TEHRAN, April 05 -Bob Singleton only met civil rights leader Martin Luther King Jr. once, but that meeting changed his life.
TEHRAN, Young Journalists Club (YJC) -Bob Singleton only met civil rights leader Martin Luther King Jr. once, but that meeting changed his life.
As the 50th anniversary of King’s death approaches on April 4, Singleton and others have been reflecting on the man who inspired them and the legacy he left behind.
It was early 1961 and the then 24-year-old college student was protesting against Woolworths’ racially segregated southern lunch counters at a picket line outside the company’s Hollywood, California, store when King was introduced to him by a mutual acquaintance.
“He marched with us in front of the Woolworths store and that really made me, from that point on, an organizer,” said Singleton, now 81.
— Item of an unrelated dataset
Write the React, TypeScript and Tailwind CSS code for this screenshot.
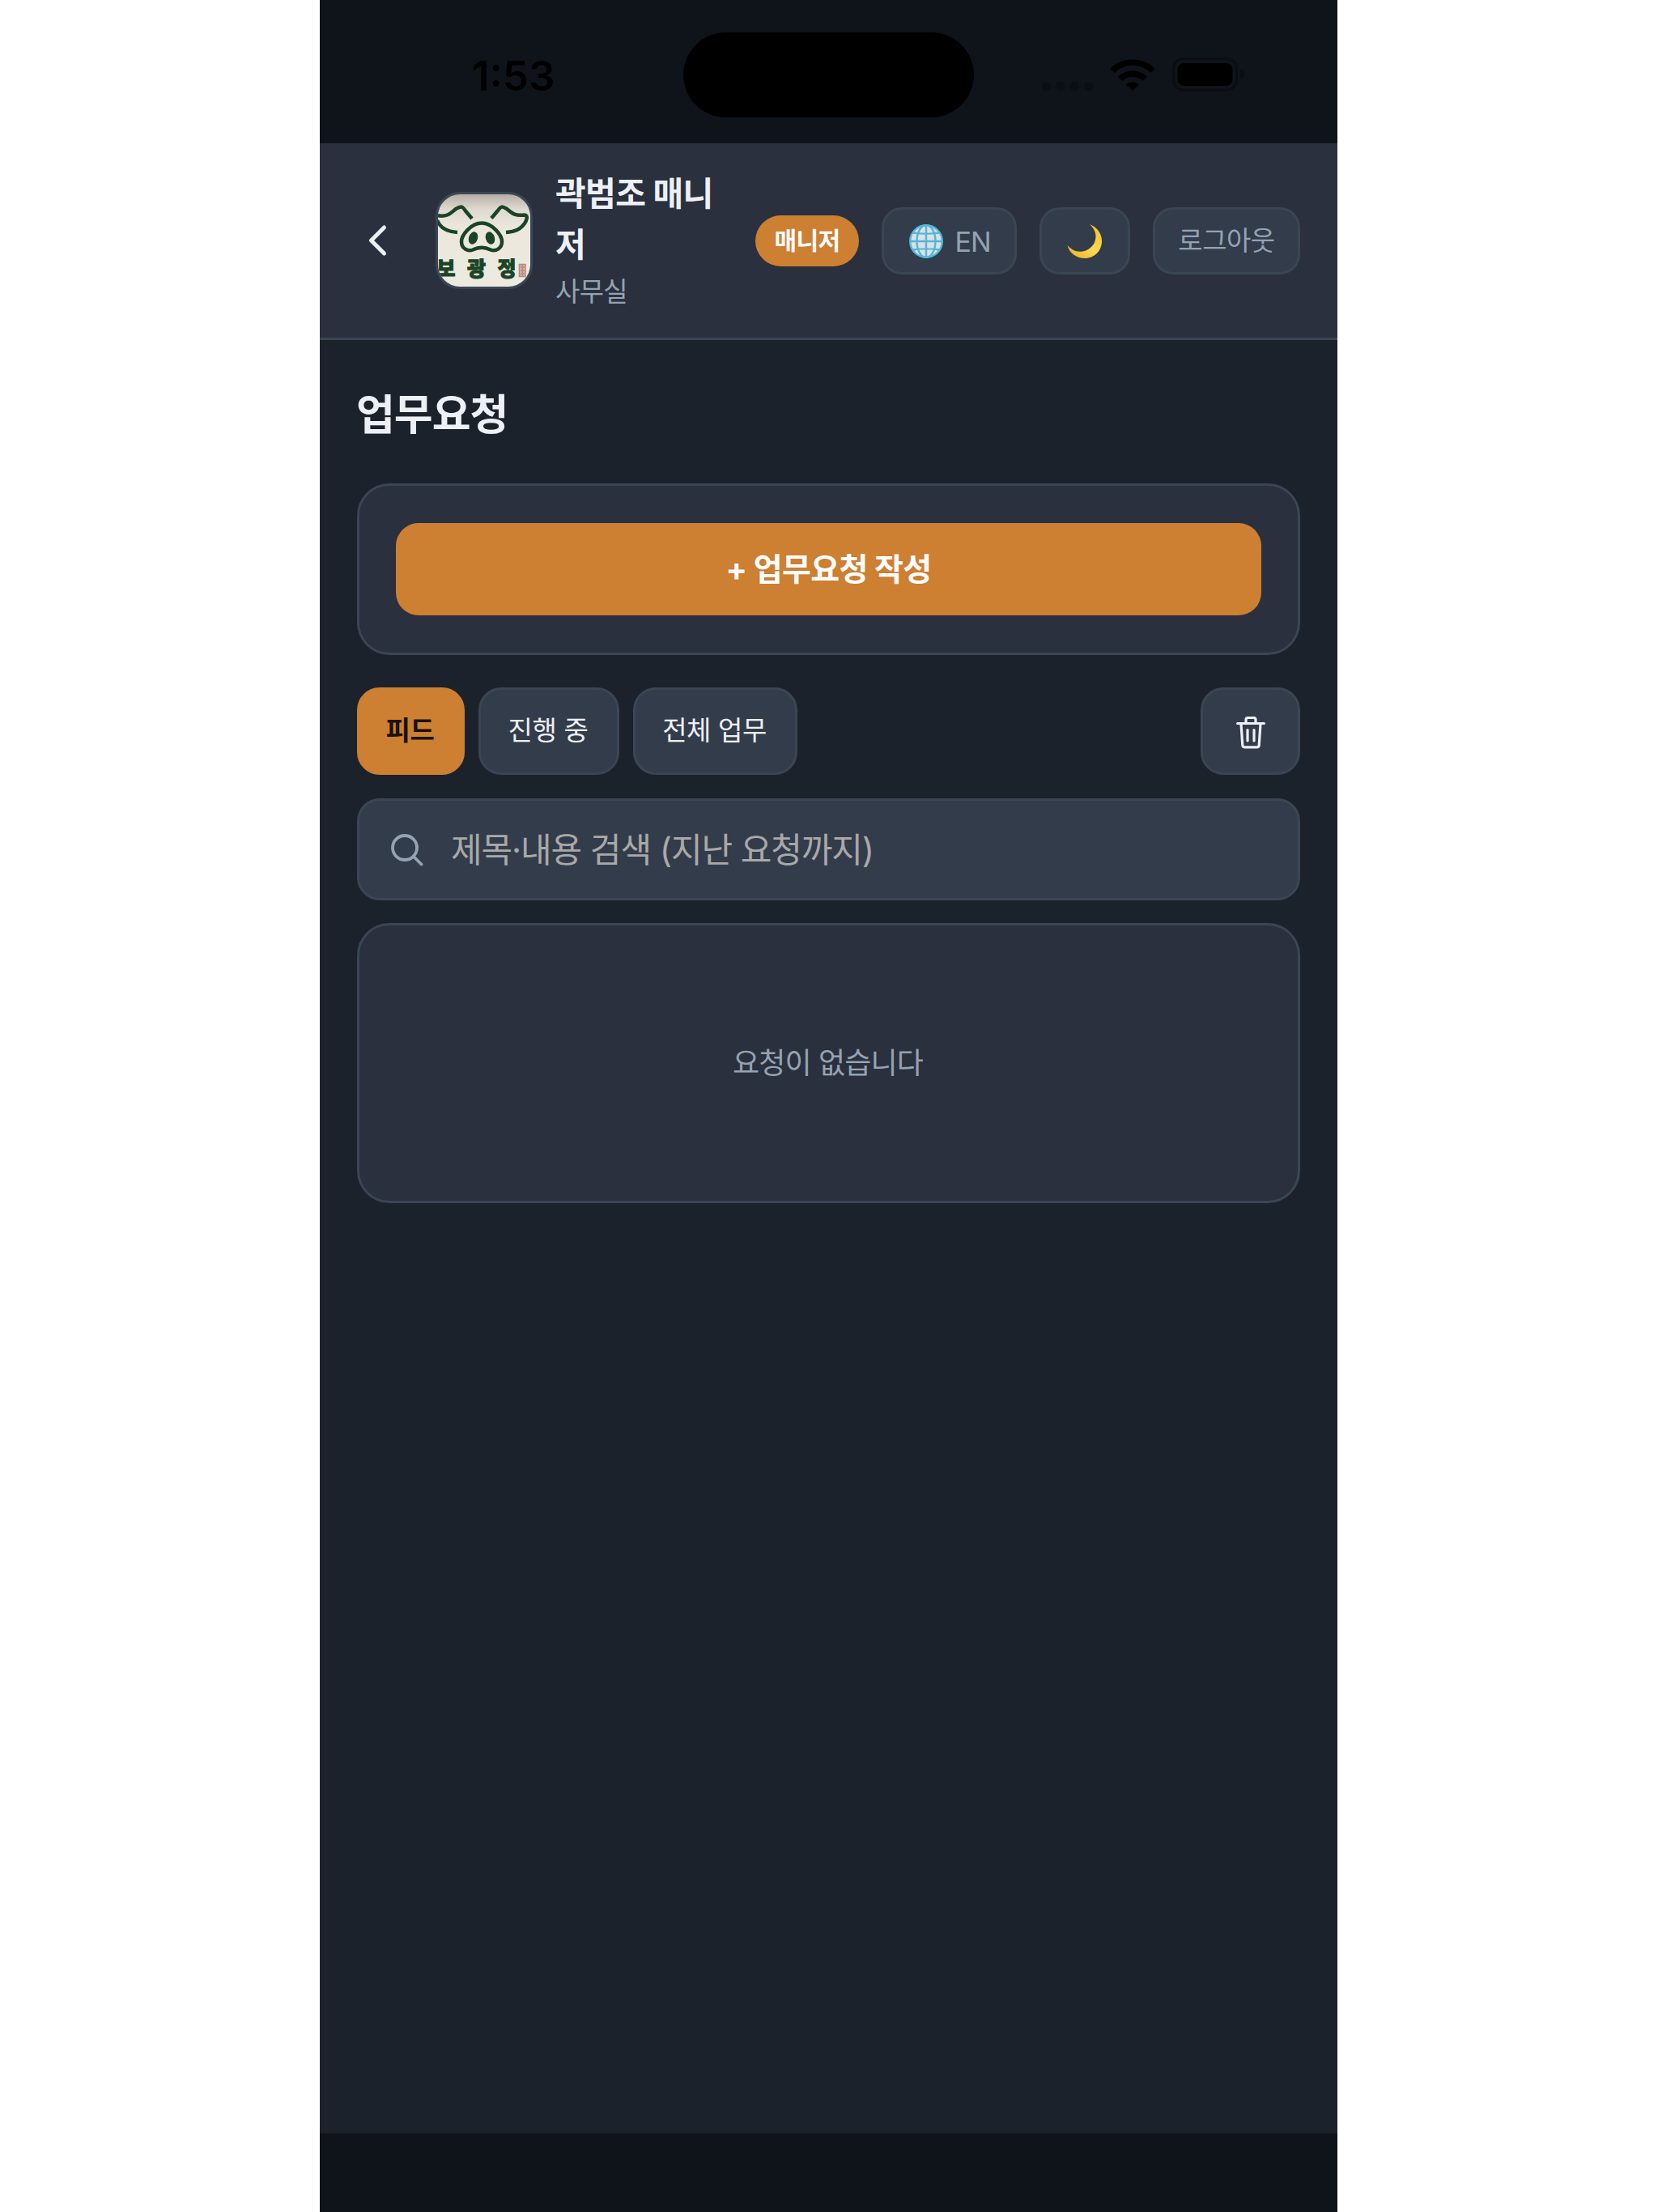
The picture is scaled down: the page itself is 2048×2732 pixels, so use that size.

Soon after that meeting, Singleton organized a group of University of California Los Angeles students to travel to Jackson, Mississippi, to enforce federal desegregation laws at the train terminal.
They were known as the Freedom Riders, and among the group was Singleton’s wife, Helen, now 85. She, too, was inspired by King.
“He was able to make you feel that, whatever burden you might be carrying, carry it with dignity and hope. And then also take action,” she said.
The Singletons and hundreds of other young Freedom Riders were arrested and jailed. But by November 1961, the federal Interstate Commerce Commission’s ruling prohibiting segregation on interstate transportation facilities was being enforced across the South.
“We won that battle,” said Bob Farrell, 81, who was arrested in Houston, Texas, in one of the last organized Freedom Rides in August, 1961. “Inside of one year we contributed to changing public policy that had been there since the beginning of the 20th century.”